#### [REQUIRED WORK]
Return each line of the listing below, unchanged, and omit the images.

◇ ◇ ◇ ◇

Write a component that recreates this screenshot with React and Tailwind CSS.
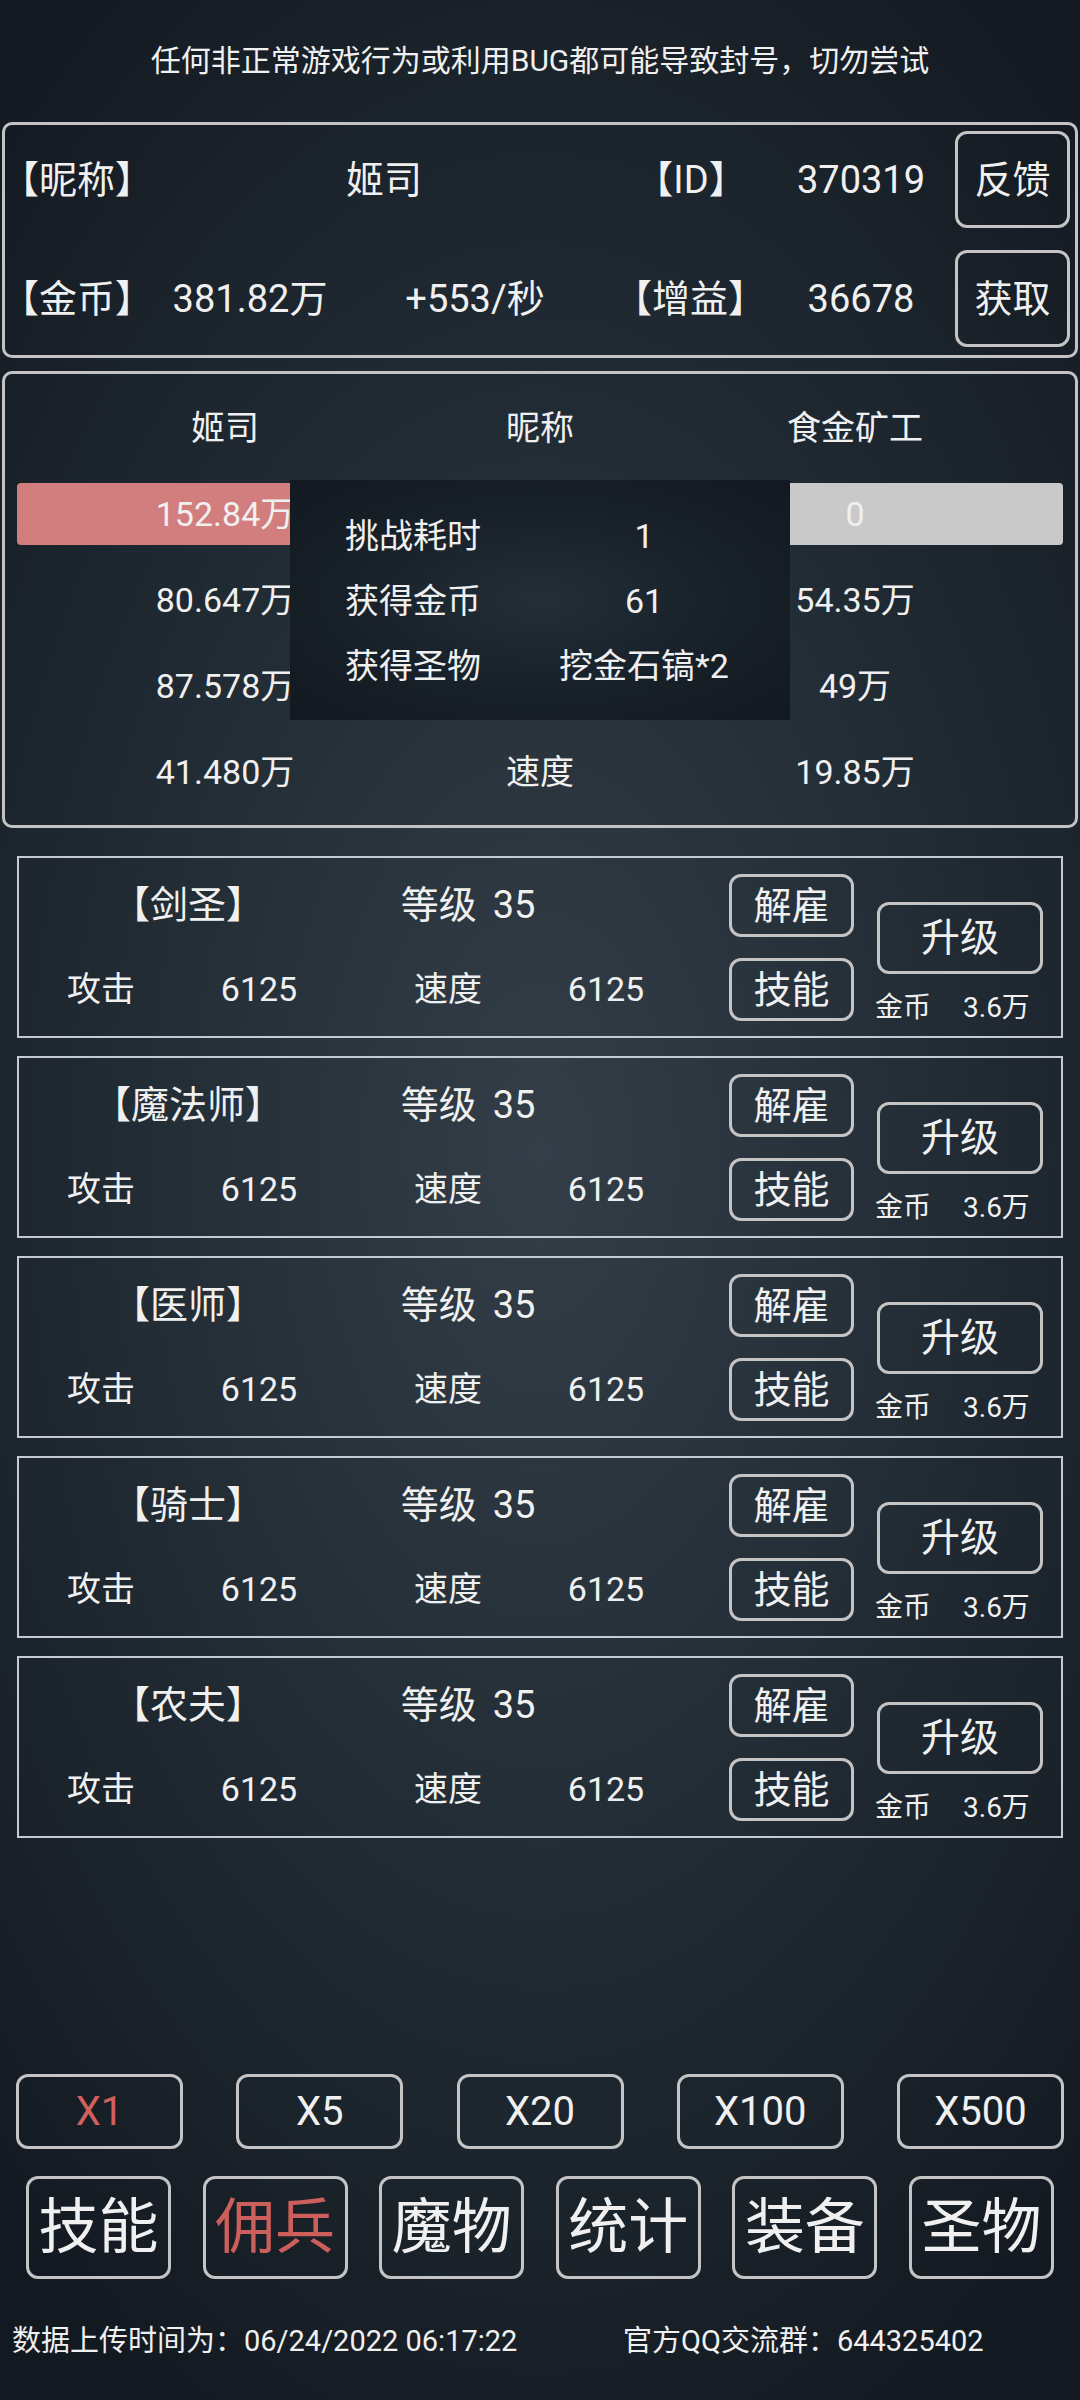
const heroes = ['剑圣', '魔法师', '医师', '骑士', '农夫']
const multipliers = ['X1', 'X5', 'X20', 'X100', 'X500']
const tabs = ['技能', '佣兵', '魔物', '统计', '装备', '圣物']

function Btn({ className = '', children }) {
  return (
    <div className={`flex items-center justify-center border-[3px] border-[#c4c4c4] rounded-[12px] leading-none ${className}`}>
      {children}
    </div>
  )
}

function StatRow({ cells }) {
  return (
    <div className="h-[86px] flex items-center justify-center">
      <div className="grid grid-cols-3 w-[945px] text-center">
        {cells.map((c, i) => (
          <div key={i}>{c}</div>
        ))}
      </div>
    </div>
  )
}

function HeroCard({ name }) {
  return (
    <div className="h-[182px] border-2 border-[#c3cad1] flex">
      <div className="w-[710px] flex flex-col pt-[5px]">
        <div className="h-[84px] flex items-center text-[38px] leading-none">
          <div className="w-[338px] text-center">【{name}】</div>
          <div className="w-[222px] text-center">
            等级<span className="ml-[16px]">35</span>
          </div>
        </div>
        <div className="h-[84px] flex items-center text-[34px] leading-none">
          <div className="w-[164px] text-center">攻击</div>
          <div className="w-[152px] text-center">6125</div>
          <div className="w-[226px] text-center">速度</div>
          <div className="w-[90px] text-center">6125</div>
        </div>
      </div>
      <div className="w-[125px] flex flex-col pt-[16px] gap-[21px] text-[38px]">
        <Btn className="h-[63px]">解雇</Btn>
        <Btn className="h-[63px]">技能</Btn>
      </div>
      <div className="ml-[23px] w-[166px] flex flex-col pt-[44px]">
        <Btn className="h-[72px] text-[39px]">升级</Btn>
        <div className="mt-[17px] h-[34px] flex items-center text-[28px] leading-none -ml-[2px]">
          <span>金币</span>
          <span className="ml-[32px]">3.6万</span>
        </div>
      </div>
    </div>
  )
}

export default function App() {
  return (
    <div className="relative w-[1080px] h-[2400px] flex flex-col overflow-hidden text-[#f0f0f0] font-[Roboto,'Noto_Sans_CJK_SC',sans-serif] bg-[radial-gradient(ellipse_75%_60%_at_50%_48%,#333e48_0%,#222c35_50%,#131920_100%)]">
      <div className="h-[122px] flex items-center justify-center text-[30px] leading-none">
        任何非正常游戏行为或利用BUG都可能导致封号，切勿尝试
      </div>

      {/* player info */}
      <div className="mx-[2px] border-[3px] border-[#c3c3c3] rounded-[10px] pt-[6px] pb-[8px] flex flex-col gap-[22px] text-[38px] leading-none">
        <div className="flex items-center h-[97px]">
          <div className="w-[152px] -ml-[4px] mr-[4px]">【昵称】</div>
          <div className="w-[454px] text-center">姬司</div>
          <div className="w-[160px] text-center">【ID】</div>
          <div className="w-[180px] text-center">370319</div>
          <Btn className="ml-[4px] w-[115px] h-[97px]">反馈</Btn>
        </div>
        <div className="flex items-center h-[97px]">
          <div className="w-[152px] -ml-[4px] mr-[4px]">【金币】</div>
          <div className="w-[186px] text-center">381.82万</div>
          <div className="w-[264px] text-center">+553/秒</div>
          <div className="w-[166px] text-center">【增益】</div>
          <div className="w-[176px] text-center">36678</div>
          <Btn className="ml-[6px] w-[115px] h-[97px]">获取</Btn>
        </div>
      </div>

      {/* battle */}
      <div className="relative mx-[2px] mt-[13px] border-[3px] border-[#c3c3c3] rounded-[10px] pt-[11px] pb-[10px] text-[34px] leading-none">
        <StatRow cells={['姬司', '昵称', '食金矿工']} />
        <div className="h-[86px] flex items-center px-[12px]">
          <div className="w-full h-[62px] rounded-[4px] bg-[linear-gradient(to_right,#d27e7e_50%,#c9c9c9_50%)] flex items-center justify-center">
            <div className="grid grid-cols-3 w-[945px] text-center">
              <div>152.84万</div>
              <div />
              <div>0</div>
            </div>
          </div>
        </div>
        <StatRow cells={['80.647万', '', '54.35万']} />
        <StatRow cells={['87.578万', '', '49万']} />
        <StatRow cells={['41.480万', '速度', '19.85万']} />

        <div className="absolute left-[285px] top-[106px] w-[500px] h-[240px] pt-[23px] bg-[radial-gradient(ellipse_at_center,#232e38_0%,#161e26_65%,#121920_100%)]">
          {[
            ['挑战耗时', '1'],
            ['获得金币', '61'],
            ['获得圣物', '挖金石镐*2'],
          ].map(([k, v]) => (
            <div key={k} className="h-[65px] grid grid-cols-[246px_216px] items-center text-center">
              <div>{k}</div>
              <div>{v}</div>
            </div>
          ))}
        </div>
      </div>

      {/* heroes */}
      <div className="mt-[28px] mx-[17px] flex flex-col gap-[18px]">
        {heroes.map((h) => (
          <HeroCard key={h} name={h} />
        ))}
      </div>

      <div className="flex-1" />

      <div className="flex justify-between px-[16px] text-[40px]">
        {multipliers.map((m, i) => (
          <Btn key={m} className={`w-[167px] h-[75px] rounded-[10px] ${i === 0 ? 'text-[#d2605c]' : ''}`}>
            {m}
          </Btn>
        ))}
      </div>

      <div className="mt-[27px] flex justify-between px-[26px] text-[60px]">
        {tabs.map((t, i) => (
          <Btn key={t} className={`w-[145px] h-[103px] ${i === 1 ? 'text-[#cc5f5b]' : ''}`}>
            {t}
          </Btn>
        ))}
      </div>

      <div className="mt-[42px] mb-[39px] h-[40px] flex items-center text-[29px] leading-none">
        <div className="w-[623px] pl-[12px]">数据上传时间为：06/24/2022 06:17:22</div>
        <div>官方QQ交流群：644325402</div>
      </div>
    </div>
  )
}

◇ ◇ ◇ ◇

#### [CORRECT OUTPUT]
Write a component that recreates this screenshot with React and Tailwind CSS.
const heroes = ['剑圣', '魔法师', '医师', '骑士', '农夫']
const multipliers = ['X1', 'X5', 'X20', 'X100', 'X500']
const tabs = ['技能', '佣兵', '魔物', '统计', '装备', '圣物']

function Btn({ className = '', children }) {
  return (
    <div className={`flex items-center justify-center border-[3px] border-[#c4c4c4] rounded-[12px] leading-none ${className}`}>
      {children}
    </div>
  )
}

function StatRow({ cells }) {
  return (
    <div className="h-[86px] flex items-center justify-center">
      <div className="grid grid-cols-3 w-[945px] text-center">
        {cells.map((c, i) => (
          <div key={i}>{c}</div>
        ))}
      </div>
    </div>
  )
}

function HeroCard({ name }) {
  return (
    <div className="h-[182px] border-2 border-[#c3cad1] flex">
      <div className="w-[710px] flex flex-col pt-[5px]">
        <div className="h-[84px] flex items-center text-[38px] leading-none">
          <div className="w-[338px] text-center">【{name}】</div>
          <div className="w-[222px] text-center">
            等级<span className="ml-[16px]">35</span>
          </div>
        </div>
        <div className="h-[84px] flex items-center text-[34px] leading-none">
          <div className="w-[164px] text-center">攻击</div>
          <div className="w-[152px] text-center">6125</div>
          <div className="w-[226px] text-center">速度</div>
          <div className="w-[90px] text-center">6125</div>
        </div>
      </div>
      <div className="w-[125px] flex flex-col pt-[16px] gap-[21px] text-[38px]">
        <Btn className="h-[63px]">解雇</Btn>
        <Btn className="h-[63px]">技能</Btn>
      </div>
      <div className="ml-[23px] w-[166px] flex flex-col pt-[44px]">
        <Btn className="h-[72px] text-[39px]">升级</Btn>
        <div className="mt-[17px] h-[34px] flex items-center text-[28px] leading-none -ml-[2px]">
          <span>金币</span>
          <span className="ml-[32px]">3.6万</span>
        </div>
      </div>
    </div>
  )
}

export default function App() {
  return (
    <div className="relative w-[1080px] h-[2400px] flex flex-col overflow-hidden text-[#f0f0f0] font-[Roboto,'Noto_Sans_CJK_SC',sans-serif] bg-[radial-gradient(ellipse_75%_60%_at_50%_48%,#333e48_0%,#222c35_50%,#131920_100%)]">
      <div className="h-[122px] flex items-center justify-center text-[30px] leading-none">
        任何非正常游戏行为或利用BUG都可能导致封号，切勿尝试
      </div>

      {/* player info */}
      <div className="mx-[2px] border-[3px] border-[#c3c3c3] rounded-[10px] pt-[6px] pb-[8px] flex flex-col gap-[22px] text-[38px] leading-none">
        <div className="flex items-center h-[97px]">
          <div className="w-[152px] -ml-[4px] mr-[4px]">【昵称】</div>
          <div className="w-[454px] text-center">姬司</div>
          <div className="w-[160px] text-center">【ID】</div>
          <div className="w-[180px] text-center">370319</div>
          <Btn className="ml-[4px] w-[115px] h-[97px]">反馈</Btn>
        </div>
        <div className="flex items-center h-[97px]">
          <div className="w-[152px] -ml-[4px] mr-[4px]">【金币】</div>
          <div className="w-[186px] text-center">381.82万</div>
          <div className="w-[264px] text-center">+553/秒</div>
          <div className="w-[166px] text-center">【增益】</div>
          <div className="w-[176px] text-center">36678</div>
          <Btn className="ml-[6px] w-[115px] h-[97px]">获取</Btn>
        </div>
      </div>

      {/* battle */}
      <div className="relative mx-[2px] mt-[13px] border-[3px] border-[#c3c3c3] rounded-[10px] pt-[11px] pb-[10px] text-[34px] leading-none">
        <StatRow cells={['姬司', '昵称', '食金矿工']} />
        <div className="h-[86px] flex items-center px-[12px]">
          <div className="w-full h-[62px] rounded-[4px] bg-[linear-gradient(to_right,#d27e7e_50%,#c9c9c9_50%)] flex items-center justify-center">
            <div className="grid grid-cols-3 w-[945px] text-center">
              <div>152.84万</div>
              <div />
              <div>0</div>
            </div>
          </div>
        </div>
        <StatRow cells={['80.647万', '', '54.35万']} />
        <StatRow cells={['87.578万', '', '49万']} />
        <StatRow cells={['41.480万', '速度', '19.85万']} />

        <div className="absolute left-[285px] top-[106px] w-[500px] h-[240px] pt-[23px] bg-[radial-gradient(ellipse_at_center,#232e38_0%,#161e26_65%,#121920_100%)]">
          {[
            ['挑战耗时', '1'],
            ['获得金币', '61'],
            ['获得圣物', '挖金石镐*2'],
          ].map(([k, v]) => (
            <div key={k} className="h-[65px] grid grid-cols-[246px_216px] items-center text-center">
              <div>{k}</div>
              <div>{v}</div>
            </div>
          ))}
        </div>
      </div>

      {/* heroes */}
      <div className="mt-[28px] mx-[17px] flex flex-col gap-[18px]">
        {heroes.map((h) => (
          <HeroCard key={h} name={h} />
        ))}
      </div>

      <div className="flex-1" />

      <div className="flex justify-between px-[16px] text-[40px]">
        {multipliers.map((m, i) => (
          <Btn key={m} className={`w-[167px] h-[75px] rounded-[10px] ${i === 0 ? 'text-[#d2605c]' : ''}`}>
            {m}
          </Btn>
        ))}
      </div>

      <div className="mt-[27px] flex justify-between px-[26px] text-[60px]">
        {tabs.map((t, i) => (
          <Btn key={t} className={`w-[145px] h-[103px] ${i === 1 ? 'text-[#cc5f5b]' : ''}`}>
            {t}
          </Btn>
        ))}
      </div>

      <div className="mt-[42px] mb-[39px] h-[40px] flex items-center text-[29px] leading-none">
        <div className="w-[623px] pl-[12px]">数据上传时间为：06/24/2022 06:17:22</div>
        <div>官方QQ交流群：644325402</div>
      </div>
    </div>
  )
}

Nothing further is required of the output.